* [REQUIREMENTS]: Can you transcribe the data exactly? Leave the pictures out.

* [GIVEN DATA]:
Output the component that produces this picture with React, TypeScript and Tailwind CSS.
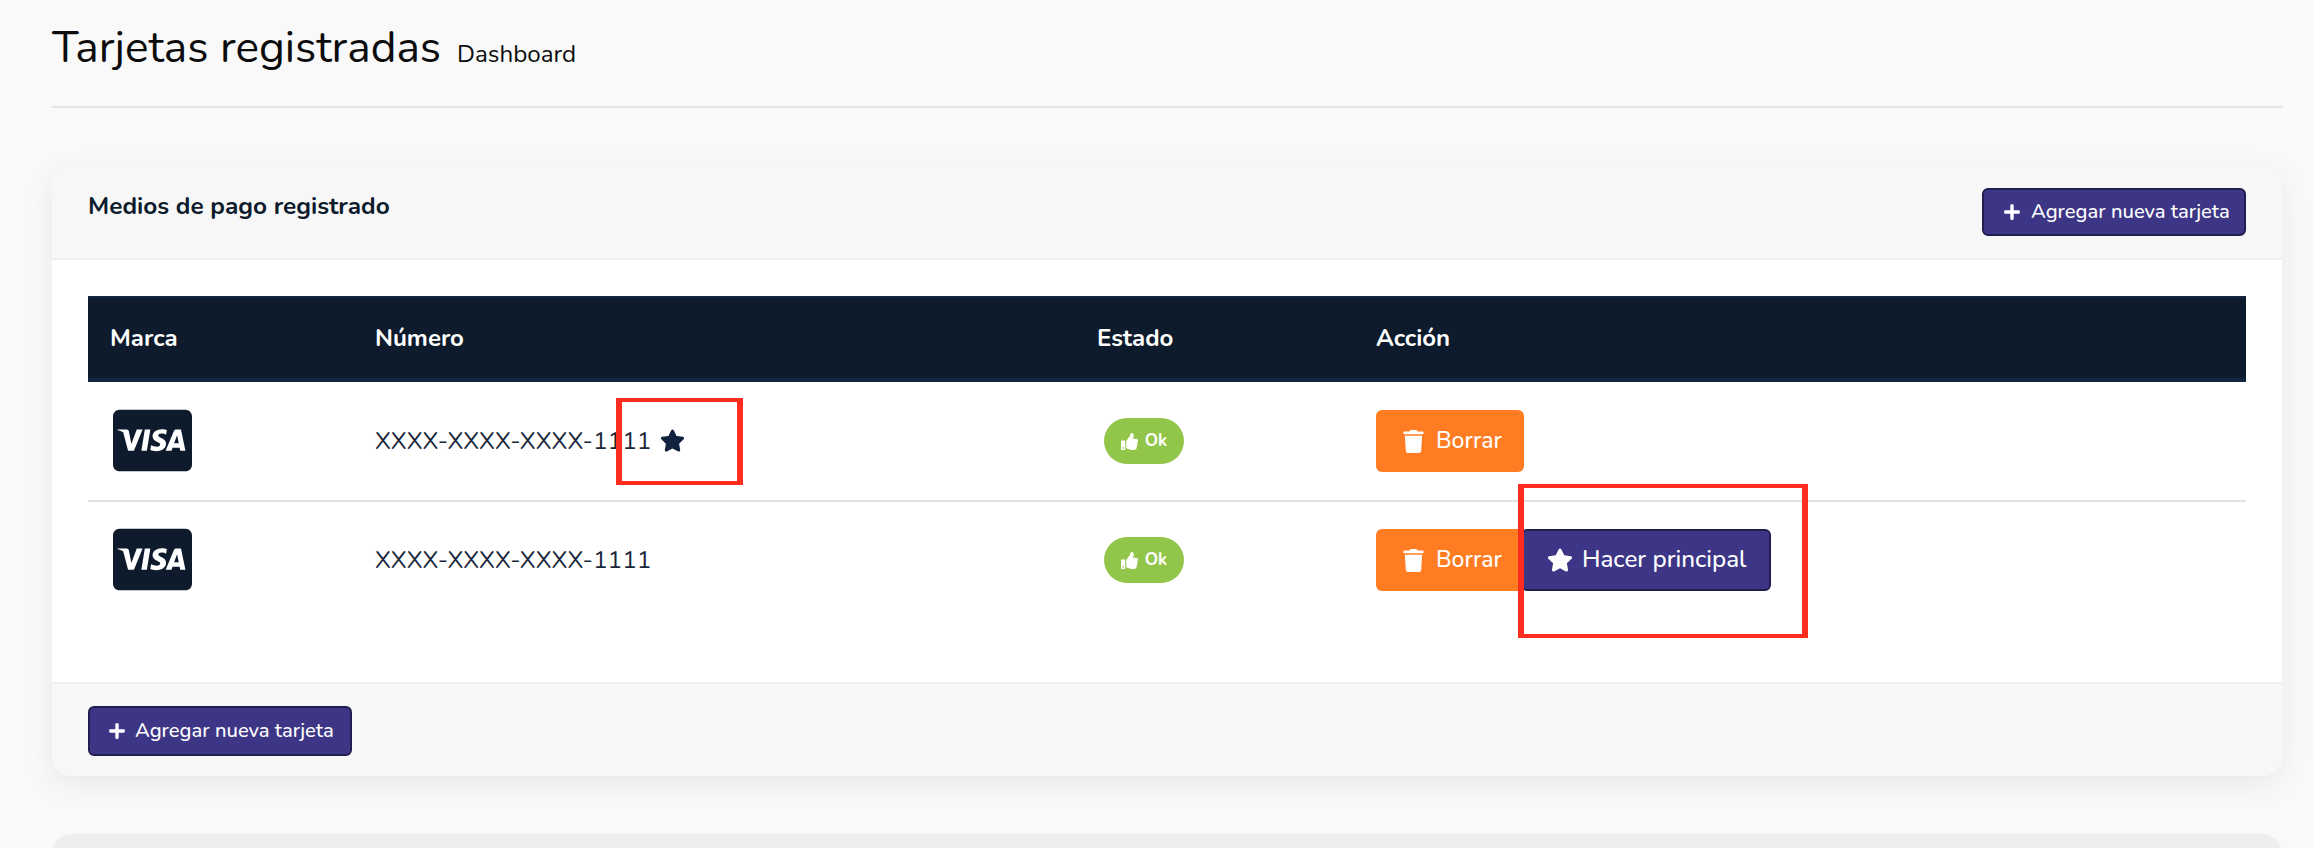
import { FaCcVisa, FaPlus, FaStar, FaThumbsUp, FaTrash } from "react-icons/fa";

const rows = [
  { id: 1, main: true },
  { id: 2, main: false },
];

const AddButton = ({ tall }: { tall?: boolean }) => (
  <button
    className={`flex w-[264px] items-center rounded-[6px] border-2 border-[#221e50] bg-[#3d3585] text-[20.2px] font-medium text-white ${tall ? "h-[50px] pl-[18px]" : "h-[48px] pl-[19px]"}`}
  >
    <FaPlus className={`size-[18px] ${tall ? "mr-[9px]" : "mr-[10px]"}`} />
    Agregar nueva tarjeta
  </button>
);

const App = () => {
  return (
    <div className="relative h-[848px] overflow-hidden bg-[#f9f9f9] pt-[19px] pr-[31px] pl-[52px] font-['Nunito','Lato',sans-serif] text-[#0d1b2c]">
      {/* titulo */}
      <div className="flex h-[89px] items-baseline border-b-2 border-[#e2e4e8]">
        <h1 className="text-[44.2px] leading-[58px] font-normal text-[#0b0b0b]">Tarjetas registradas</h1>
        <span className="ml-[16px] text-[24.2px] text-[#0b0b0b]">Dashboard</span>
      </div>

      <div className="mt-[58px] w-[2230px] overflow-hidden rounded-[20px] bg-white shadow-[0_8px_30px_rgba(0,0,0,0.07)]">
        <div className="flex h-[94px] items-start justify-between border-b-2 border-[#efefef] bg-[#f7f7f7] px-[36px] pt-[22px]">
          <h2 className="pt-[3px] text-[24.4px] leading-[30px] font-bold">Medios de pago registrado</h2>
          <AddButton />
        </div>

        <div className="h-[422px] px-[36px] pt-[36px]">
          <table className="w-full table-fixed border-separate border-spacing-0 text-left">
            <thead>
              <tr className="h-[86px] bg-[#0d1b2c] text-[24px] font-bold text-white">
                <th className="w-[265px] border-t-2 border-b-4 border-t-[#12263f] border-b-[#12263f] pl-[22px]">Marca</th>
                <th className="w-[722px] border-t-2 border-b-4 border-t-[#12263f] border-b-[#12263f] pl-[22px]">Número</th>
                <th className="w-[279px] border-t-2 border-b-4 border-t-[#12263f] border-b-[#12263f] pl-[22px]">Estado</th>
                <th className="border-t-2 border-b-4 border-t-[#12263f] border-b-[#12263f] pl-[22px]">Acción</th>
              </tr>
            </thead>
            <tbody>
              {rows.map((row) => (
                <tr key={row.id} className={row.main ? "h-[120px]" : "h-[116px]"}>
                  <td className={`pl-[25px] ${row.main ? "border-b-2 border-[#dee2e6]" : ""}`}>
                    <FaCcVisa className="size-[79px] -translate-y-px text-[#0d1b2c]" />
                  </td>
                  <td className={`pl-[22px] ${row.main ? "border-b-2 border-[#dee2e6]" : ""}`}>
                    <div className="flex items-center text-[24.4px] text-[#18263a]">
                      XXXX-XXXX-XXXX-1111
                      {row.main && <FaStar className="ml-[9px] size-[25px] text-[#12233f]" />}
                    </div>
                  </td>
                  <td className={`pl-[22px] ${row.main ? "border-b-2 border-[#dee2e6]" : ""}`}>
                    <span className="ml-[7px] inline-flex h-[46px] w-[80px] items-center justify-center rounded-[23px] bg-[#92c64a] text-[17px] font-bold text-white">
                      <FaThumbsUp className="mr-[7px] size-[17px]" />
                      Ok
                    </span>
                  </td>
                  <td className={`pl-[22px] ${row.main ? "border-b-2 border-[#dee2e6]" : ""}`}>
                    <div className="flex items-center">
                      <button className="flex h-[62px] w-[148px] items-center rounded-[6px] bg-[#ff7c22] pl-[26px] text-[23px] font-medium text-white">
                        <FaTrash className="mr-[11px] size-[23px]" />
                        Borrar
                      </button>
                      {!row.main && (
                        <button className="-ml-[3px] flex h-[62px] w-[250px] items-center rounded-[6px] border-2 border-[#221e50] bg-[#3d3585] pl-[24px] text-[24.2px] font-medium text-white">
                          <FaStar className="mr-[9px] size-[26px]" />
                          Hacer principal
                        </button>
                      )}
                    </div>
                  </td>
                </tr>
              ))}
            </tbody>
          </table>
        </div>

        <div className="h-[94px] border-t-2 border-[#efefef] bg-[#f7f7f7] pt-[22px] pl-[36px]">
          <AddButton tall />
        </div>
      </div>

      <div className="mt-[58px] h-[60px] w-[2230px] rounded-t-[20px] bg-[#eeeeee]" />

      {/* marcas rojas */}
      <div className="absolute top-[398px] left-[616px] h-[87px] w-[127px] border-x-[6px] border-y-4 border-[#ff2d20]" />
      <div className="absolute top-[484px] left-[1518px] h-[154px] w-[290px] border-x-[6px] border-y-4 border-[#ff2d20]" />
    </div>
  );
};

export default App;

* [SOLVED PROBLEM]:
Output the component that produces this picture with React, TypeScript and Tailwind CSS.
import { FaCcVisa, FaPlus, FaStar, FaThumbsUp, FaTrash } from "react-icons/fa";

const rows = [
  { id: 1, main: true },
  { id: 2, main: false },
];

const AddButton = ({ tall }: { tall?: boolean }) => (
  <button
    className={`flex w-[264px] items-center rounded-[6px] border-2 border-[#221e50] bg-[#3d3585] text-[20.2px] font-medium text-white ${tall ? "h-[50px] pl-[18px]" : "h-[48px] pl-[19px]"}`}
  >
    <FaPlus className={`size-[18px] ${tall ? "mr-[9px]" : "mr-[10px]"}`} />
    Agregar nueva tarjeta
  </button>
);

const App = () => {
  return (
    <div className="relative h-[848px] overflow-hidden bg-[#f9f9f9] pt-[19px] pr-[31px] pl-[52px] font-['Nunito','Lato',sans-serif] text-[#0d1b2c]">
      {/* titulo */}
      <div className="flex h-[89px] items-baseline border-b-2 border-[#e2e4e8]">
        <h1 className="text-[44.2px] leading-[58px] font-normal text-[#0b0b0b]">Tarjetas registradas</h1>
        <span className="ml-[16px] text-[24.2px] text-[#0b0b0b]">Dashboard</span>
      </div>

      <div className="mt-[58px] w-[2230px] overflow-hidden rounded-[20px] bg-white shadow-[0_8px_30px_rgba(0,0,0,0.07)]">
        <div className="flex h-[94px] items-start justify-between border-b-2 border-[#efefef] bg-[#f7f7f7] px-[36px] pt-[22px]">
          <h2 className="pt-[3px] text-[24.4px] leading-[30px] font-bold">Medios de pago registrado</h2>
          <AddButton />
        </div>

        <div className="h-[422px] px-[36px] pt-[36px]">
          <table className="w-full table-fixed border-separate border-spacing-0 text-left">
            <thead>
              <tr className="h-[86px] bg-[#0d1b2c] text-[24px] font-bold text-white">
                <th className="w-[265px] border-t-2 border-b-4 border-t-[#12263f] border-b-[#12263f] pl-[22px]">Marca</th>
                <th className="w-[722px] border-t-2 border-b-4 border-t-[#12263f] border-b-[#12263f] pl-[22px]">Número</th>
                <th className="w-[279px] border-t-2 border-b-4 border-t-[#12263f] border-b-[#12263f] pl-[22px]">Estado</th>
                <th className="border-t-2 border-b-4 border-t-[#12263f] border-b-[#12263f] pl-[22px]">Acción</th>
              </tr>
            </thead>
            <tbody>
              {rows.map((row) => (
                <tr key={row.id} className={row.main ? "h-[120px]" : "h-[116px]"}>
                  <td className={`pl-[25px] ${row.main ? "border-b-2 border-[#dee2e6]" : ""}`}>
                    <FaCcVisa className="size-[79px] -translate-y-px text-[#0d1b2c]" />
                  </td>
                  <td className={`pl-[22px] ${row.main ? "border-b-2 border-[#dee2e6]" : ""}`}>
                    <div className="flex items-center text-[24.4px] text-[#18263a]">
                      XXXX-XXXX-XXXX-1111
                      {row.main && <FaStar className="ml-[9px] size-[25px] text-[#12233f]" />}
                    </div>
                  </td>
                  <td className={`pl-[22px] ${row.main ? "border-b-2 border-[#dee2e6]" : ""}`}>
                    <span className="ml-[7px] inline-flex h-[46px] w-[80px] items-center justify-center rounded-[23px] bg-[#92c64a] text-[17px] font-bold text-white">
                      <FaThumbsUp className="mr-[7px] size-[17px]" />
                      Ok
                    </span>
                  </td>
                  <td className={`pl-[22px] ${row.main ? "border-b-2 border-[#dee2e6]" : ""}`}>
                    <div className="flex items-center">
                      <button className="flex h-[62px] w-[148px] items-center rounded-[6px] bg-[#ff7c22] pl-[26px] text-[23px] font-medium text-white">
                        <FaTrash className="mr-[11px] size-[23px]" />
                        Borrar
                      </button>
                      {!row.main && (
                        <button className="-ml-[3px] flex h-[62px] w-[250px] items-center rounded-[6px] border-2 border-[#221e50] bg-[#3d3585] pl-[24px] text-[24.2px] font-medium text-white">
                          <FaStar className="mr-[9px] size-[26px]" />
                          Hacer principal
                        </button>
                      )}
                    </div>
                  </td>
                </tr>
              ))}
            </tbody>
          </table>
        </div>

        <div className="h-[94px] border-t-2 border-[#efefef] bg-[#f7f7f7] pt-[22px] pl-[36px]">
          <AddButton tall />
        </div>
      </div>

      <div className="mt-[58px] h-[60px] w-[2230px] rounded-t-[20px] bg-[#eeeeee]" />

      {/* marcas rojas */}
      <div className="absolute top-[398px] left-[616px] h-[87px] w-[127px] border-x-[6px] border-y-4 border-[#ff2d20]" />
      <div className="absolute top-[484px] left-[1518px] h-[154px] w-[290px] border-x-[6px] border-y-4 border-[#ff2d20]" />
    </div>
  );
};

export default App;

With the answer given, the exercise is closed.